Già altre volte la primogenita del Cavaliere aveva espresso concetti simili. E lo ha fatto ogni qualvolta l'ipotesi di un suo ruolo in politica è tornata a riaffacciarsi. Come è stato lo scorso giugno. Ma nonostante quella smentita, è chiaro che farebbe molto comodo a un Pdl disorientato poter contare su quella che viene considerata nelle classifiche di Forbes tra le donne più potenti al mondo oltre che mai esitante nell'esprimere i propri convincimenti. Cosa che ha spinto sempre lo scorso giugno persino Walter Veltroni a parlare dell'ipotesi Marina Berlusconi come «non inventata: nasce dall'idea di presentare un volto nuovo che al tempo stesso richiami le radici di Forza Italia».

Ma così non è. Come non lo era stato quando nel novembre del 2012 si era fatto il suo nome per le primarie del Pdl e lei aveva smentito. O ancora un anno prima.

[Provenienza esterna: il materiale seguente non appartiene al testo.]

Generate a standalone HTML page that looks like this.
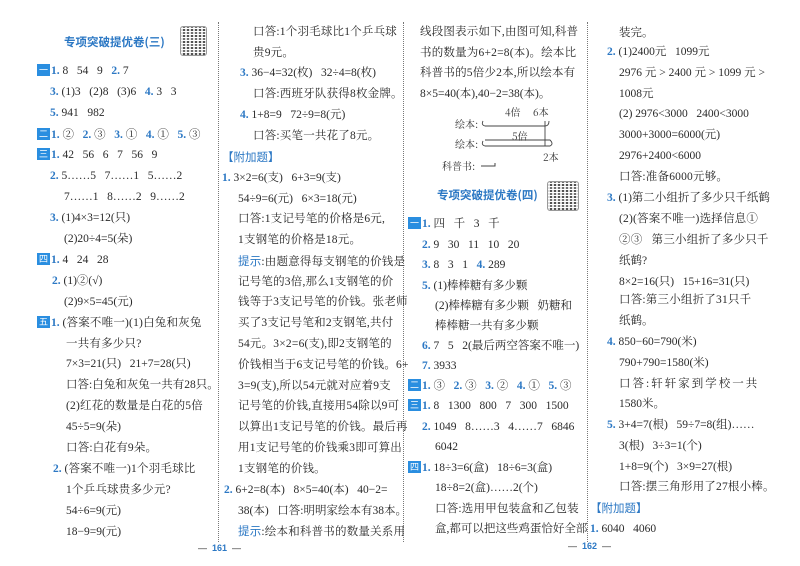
<!DOCTYPE html>
<html><head><meta charset="utf-8"><style>
body{margin:0;width:800px;height:566px;background:#fff;position:relative;overflow:hidden;font-family:"Liberation Serif","Noto Serif CJK SC",serif;color:#2a2a2a;font-size:11.5px}
.l{position:absolute;white-space:nowrap;line-height:14px;transform:translateY(-7px)}
.n{color:#2c78c4;font-weight:bold}
.b{display:inline-block;width:13px;height:12px;background:#2a8ee0;color:#fff;font-size:9px;line-height:12px;text-align:center;font-family:"Noto Sans CJK SC",sans-serif;vertical-align:1px;margin-right:1px}
.t{position:absolute;color:#2c78c4;font-family:"Noto Sans CJK SC",sans-serif;font-size:11.5px;font-weight:bold;white-space:nowrap;line-height:14px}
.ti{color:#2c78c4;font-family:"Noto Sans CJK SC",sans-serif}
.qr{position:absolute;border:1px solid #888;border-radius:3px;background:
repeating-linear-gradient(90deg,rgba(255,255,255,.8) 0 2px,transparent 2px 4px),
repeating-linear-gradient(0deg,#333 0 2px,#fff 2px 3px,#555 3px 5px,#fff 5px 6px);opacity:.85}
.vd{position:absolute;width:0;border-left:1.5px dotted #777}
.s{letter-spacing:0.2px}
</style></head><body>
<div class="vd" style="left:218px;top:22px;height:520px"></div>
<div class="vd" style="left:403px;top:22px;height:520px"></div>
<div class="vd" style="left:587px;top:22px;height:520px"></div>

<!-- col1 -->
<div class="t" style="left:64px;top:35px">专项突破提优卷(三)</div>
<div class="qr" style="left:180px;top:26px;width:25px;height:28px"></div>
<div class="l" style="left:37px;top:71px"><span class="b">一</span><span class="n">1.</span> 8 &nbsp; 54 &nbsp; 9 &nbsp; <span class="n">2.</span> 7</div>
<div class="l" style="left:50px;top:92px"><span class="n">3.</span> (1)3 &nbsp; (2)8 &nbsp; (3)6 &nbsp; <span class="n">4.</span> 3 &nbsp; 3</div>
<div class="l" style="left:50px;top:113px"><span class="n">5.</span> 941 &nbsp; 982</div>
<div class="l" style="left:37px;top:135px"><span class="b">二</span><span class="n">1.</span> ② &nbsp; <span class="n">2.</span> ③ &nbsp; <span class="n">3.</span> ① &nbsp; <span class="n">4.</span> ① &nbsp; <span class="n">5.</span> ③</div>
<div class="l" style="left:37px;top:155px"><span class="b">三</span><span class="n">1.</span> 42 &nbsp; 56 &nbsp; 6 &nbsp; 7 &nbsp; 56 &nbsp; 9</div>
<div class="l" style="left:50px;top:176px"><span class="n">2.</span> 5……5 &nbsp; 7……1 &nbsp; 5……2</div>
<div class="l" style="left:64px;top:197px">7……1 &nbsp; 8……2 &nbsp; 9……2</div>
<div class="l" style="left:50px;top:218px"><span class="n">3.</span> (1)4×3=12(只)</div>
<div class="l" style="left:64px;top:239px">(2)20÷4=5(朵)</div>
<div class="l" style="left:37px;top:260px"><span class="b">四</span><span class="n">1.</span> 4 &nbsp; 24 &nbsp; 28</div>
<div class="l" style="left:52px;top:281px"><span class="n">2.</span> (1)②(√)</div>
<div class="l" style="left:64px;top:302px">(2)9×5=45(元)</div>
<div class="l" style="left:37px;top:323px"><span class="b">五</span><span class="n">1.</span> <span class="s">(答案不唯一)(1)白兔和灰兔</span></div>
<div class="l s" style="left:66px;top:344px">一共有多少只?</div>
<div class="l" style="left:66px;top:364px">7×3=21(只) &nbsp; 21+7=28(只)</div>
<div class="l" style="left:66px;top:385px">口答:白兔和灰兔一共有28只。</div>
<div class="l s" style="left:66px;top:406px">(2)红花的数量是白花的5倍</div>
<div class="l" style="left:66px;top:427px">45÷5=9(朵)</div>
<div class="l s" style="left:66px;top:448px">口答:白花有9朵。</div>
<div class="l" style="left:53px;top:469px"><span class="n">2.</span> <span class="s">(答案不唯一)1个羽毛球比</span></div>
<div class="l s" style="left:66px;top:490px">1个乒乓球贵多少元?</div>
<div class="l" style="left:66px;top:511px">54÷6=9(元)</div>
<div class="l" style="left:66px;top:532px">18−9=9(元)</div>
<div class="l" style="left:198px;top:548px;font-size:9px;font-family:'Liberation Sans',sans-serif">— &nbsp;<span class="n">161</span>&nbsp; —</div>

<!-- col2 -->
<div class="l s" style="left:253px;top:32px">口答:1个羽毛球比1个乒乓球</div>
<div class="l s" style="left:253px;top:53px">贵9元。</div>
<div class="l" style="left:240px;top:73px"><span class="n">3.</span> 36−4=32(枚) &nbsp; 32÷4=8(枚)</div>
<div class="l s" style="left:253px;top:94px">口答:西班牙队获得8枚金牌。</div>
<div class="l" style="left:240px;top:115px"><span class="n">4.</span> 1+8=9 &nbsp; 72÷9=8(元)</div>
<div class="l s" style="left:253px;top:136px">口答:买笔一共花了8元。</div>
<div class="l ti" style="left:222px;top:157px">【附加题】</div>
<div class="l" style="left:222px;top:178px"><span class="n">1.</span> 3×2=6(支) &nbsp; 6+3=9(支)</div>
<div class="l" style="left:238px;top:199px">54÷9=6(元) &nbsp; 6×3=18(元)</div>
<div class="l s" style="left:238px;top:219px">口答:1支记号笔的价格是6元,</div>
<div class="l s" style="left:238px;top:240px">1支钢笔的价格是18元。</div>
<div class="l s" style="left:238px;top:261px"><span class="ti">提示</span>:由题意得每支钢笔的价钱是</div>
<div class="l s" style="left:238px;top:282px">记号笔的3倍,那么1支钢笔的价</div>
<div class="l s" style="left:238px;top:302px">钱等于3支记号笔的价钱。张老师</div>
<div class="l s" style="left:238px;top:323px">买了3支记号笔和2支钢笔,共付</div>
<div class="l s" style="left:238px;top:344px">54元。3×2=6(支),即2支钢笔的</div>
<div class="l s" style="left:238px;top:365px">价钱相当于6支记号笔的价钱。6+</div>
<div class="l s" style="left:238px;top:386px">3=9(支),所以54元就对应着9支</div>
<div class="l s" style="left:238px;top:406px">记号笔的价钱,直接用54除以9可</div>
<div class="l s" style="left:238px;top:427px">以算出1支记号笔的价钱。最后再</div>
<div class="l s" style="left:238px;top:448px">用1支记号笔的价钱乘3即可算出</div>
<div class="l s" style="left:238px;top:469px">1支钢笔的价钱。</div>
<div class="l" style="left:224px;top:490px"><span class="n">2.</span> 6+2=8(本) &nbsp; 8×5=40(本) &nbsp; 40−2=</div>
<div class="l" style="left:238px;top:511px">38(本) &nbsp; 口答:明明家绘本有38本。</div>
<div class="l s" style="left:238px;top:531px"><span class="ti">提示</span>:绘本和科普书的数量关系用</div>

<!-- col3 -->
<div class="l s" style="left:420px;top:32px">线段图表示如下,由图可知,科普</div>
<div class="l s" style="left:420px;top:53px">书的数量为6+2=8(本)。绘本比</div>
<div class="l s" style="left:420px;top:73px">科普书的5倍少2本,所以绘本有</div>
<div class="l" style="left:420px;top:94px">8×5=40(本),40−2=38(本)。</div>
<svg style="position:absolute;left:430px;top:100px" width="140" height="75" font-size="10" font-family="Noto Serif CJK SC,serif" fill="#333">
<text x="25" y="28">绘本:</text><text x="75" y="16">4倍</text><text x="103" y="16">6本</text>
<path d="M53 21 q-2 4 2 5 h60 q4 0 4 -5 M55 26 h60" stroke="#444" fill="none" stroke-width="0.9"/>
<text x="25" y="48">绘本:</text><text x="82" y="40">5倍</text><text x="113" y="61">2本</text>
<path d="M53 41 q-2 4 2 5 h65 q4 -2 0 -6 h-65 M115 21 v25" stroke="#444" fill="none" stroke-width="0.9"/>
<text x="12" y="70">科普书:</text><path d="M51 66 h14 v-3" stroke="#444" fill="none"/>
</svg>
<div class="t" style="left:437px;top:188px">专项突破提优卷(四)</div>
<div class="qr" style="left:547px;top:181px;width:30px;height:28px"></div>
<div class="l" style="left:408px;top:224px"><span class="b">一</span><span class="n">1.</span> 四 &nbsp; 千 &nbsp; 3 &nbsp; 千</div>
<div class="l" style="left:422px;top:245px"><span class="n">2.</span> 9 &nbsp; 30 &nbsp; 11 &nbsp; 10 &nbsp; 20</div>
<div class="l" style="left:422px;top:265px"><span class="n">3.</span> 8 &nbsp; 3 &nbsp; 1 &nbsp; <span class="n">4.</span> 289</div>
<div class="l" style="left:422px;top:286px"><span class="n">5.</span> (1)棒棒糖有多少颗</div>
<div class="l" style="left:435px;top:306px">(2)棒棒糖有多少颗 &nbsp; 奶糖和</div>
<div class="l" style="left:435px;top:326px">棒棒糖一共有多少颗</div>
<div class="l" style="left:422px;top:346px"><span class="n">6.</span> 7 &nbsp; 5 &nbsp; 2(最后两空答案不唯一)</div>
<div class="l" style="left:422px;top:366px"><span class="n">7.</span> 3933</div>
<div class="l" style="left:408px;top:386px"><span class="b">二</span><span class="n">1.</span> ③ &nbsp; <span class="n">2.</span> ③ &nbsp; <span class="n">3.</span> ② &nbsp; <span class="n">4.</span> ① &nbsp; <span class="n">5.</span> ③</div>
<div class="l" style="left:408px;top:406px"><span class="b">三</span><span class="n">1.</span> 8 &nbsp; 1300 &nbsp; 800 &nbsp; 7 &nbsp; 300 &nbsp; 1500</div>
<div class="l" style="left:422px;top:427px"><span class="n">2.</span> 1049 &nbsp; 8……3 &nbsp; 4……7 &nbsp; 6846</div>
<div class="l" style="left:435px;top:447px">6042</div>
<div class="l" style="left:408px;top:468px"><span class="b">四</span><span class="n">1.</span> 18÷3=6(盒) &nbsp; 18÷6=3(盒)</div>
<div class="l" style="left:435px;top:488px">18÷8=2(盒)……2(个)</div>
<div class="l s" style="left:435px;top:509px">口答:选用甲包装盒和乙包装</div>
<div class="l" style="left:435px;top:529px">盒,都可以把这些鸡蛋恰好全部</div>
<div class="l" style="left:568px;top:546px;font-size:9px;font-family:'Liberation Sans',sans-serif">— &nbsp;<span class="n">162</span>&nbsp; —</div>

<!-- col4 -->
<div class="l" style="left:619px;top:33px">装完。</div>
<div class="l" style="left:607px;top:52px"><span class="n">2.</span> (1)2400元 &nbsp; 1099元</div>
<div class="l" style="left:619px;top:73px">2976 元 &gt; 2400 元 &gt; 1099 元 &gt;</div>
<div class="l" style="left:619px;top:94px">1008元</div>
<div class="l" style="left:619px;top:114px">(2) 2976&lt;3000 &nbsp; 2400&lt;3000</div>
<div class="l" style="left:619px;top:135px">3000+3000=6000(元)</div>
<div class="l" style="left:619px;top:156px">2976+2400&lt;6000</div>
<div class="l s" style="left:619px;top:177px">口答:准备6000元够。</div>
<div class="l" style="left:607px;top:198px"><span class="n">3.</span> (1)第二小组折了多少只千纸鹤</div>
<div class="l s" style="left:619px;top:219px">(2)(答案不唯一)选择信息①</div>
<div class="l s" style="left:619px;top:240px">②③ &nbsp; 第三小组折了多少只千</div>
<div class="l" style="left:619px;top:261px">纸鹤?</div>
<div class="l" style="left:619px;top:282px">8×2=16(只) &nbsp; 15+16=31(只)</div>
<div class="l s" style="left:619px;top:300px">口答:第三小组折了31只千</div>
<div class="l" style="left:619px;top:321px">纸鹤。</div>
<div class="l" style="left:607px;top:342px"><span class="n">4.</span> 850−60=790(米)</div>
<div class="l" style="left:619px;top:363px">790+790=1580(米)</div>
<div class="l" style="left:619px;top:384px;letter-spacing:2px">口答:轩轩家到学校一共</div>
<div class="l" style="left:619px;top:404px">1580米。</div>
<div class="l" style="left:607px;top:425px"><span class="n">5.</span> 3+4=7(根) &nbsp; 59÷7=8(组)……</div>
<div class="l" style="left:619px;top:446px">3(根) &nbsp; 3÷3=1(个)</div>
<div class="l" style="left:619px;top:467px">1+8=9(个) &nbsp; 3×9=27(根)</div>
<div class="l s" style="left:619px;top:487px">口答:摆三角形用了27根小棒。</div>
<div class="l ti" style="left:590px;top:508px">【附加题】</div>
<div class="l" style="left:590px;top:529px"><span class="n">1.</span> 6040 &nbsp; 4060</div>
</body></html>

Tutto questo, naturalmente, non vuol certo dire che la figlia dell'ex premier, lo ha chiarito lei stessa nelle conversazioni degli ultimi giorni, intenda fare un passo indietro rispetto alla strenua difesa del padre e dei suoi valori che ha condotto in questi anni. Anzi, continuerà con forza ancora maggiore, di fronte ad una sentenza che, ha detto Marina ai suoi interlocutori usando espressioni molto pesanti, calpesta in modo inaccettabile non solo i diritti di suo padre e dei milioni di italiani che l'hanno votato, ma, quel che è perfino più grave, e nessuno può far finta di nasconderselo, calpesta il diritto dei nostri figli di crescere e vivere in un Paese civile e democratico. Una cosa deve essere ben chiara, è stato uno dei leit motiv delle conversazioni di questi giorni: secondo Marina il condannato non è suo padre, la condanna vera riguarda tutte le persone oneste di questo Paese.
Una determinazione e una chiarezza che però non si traducono in «discesa in campo».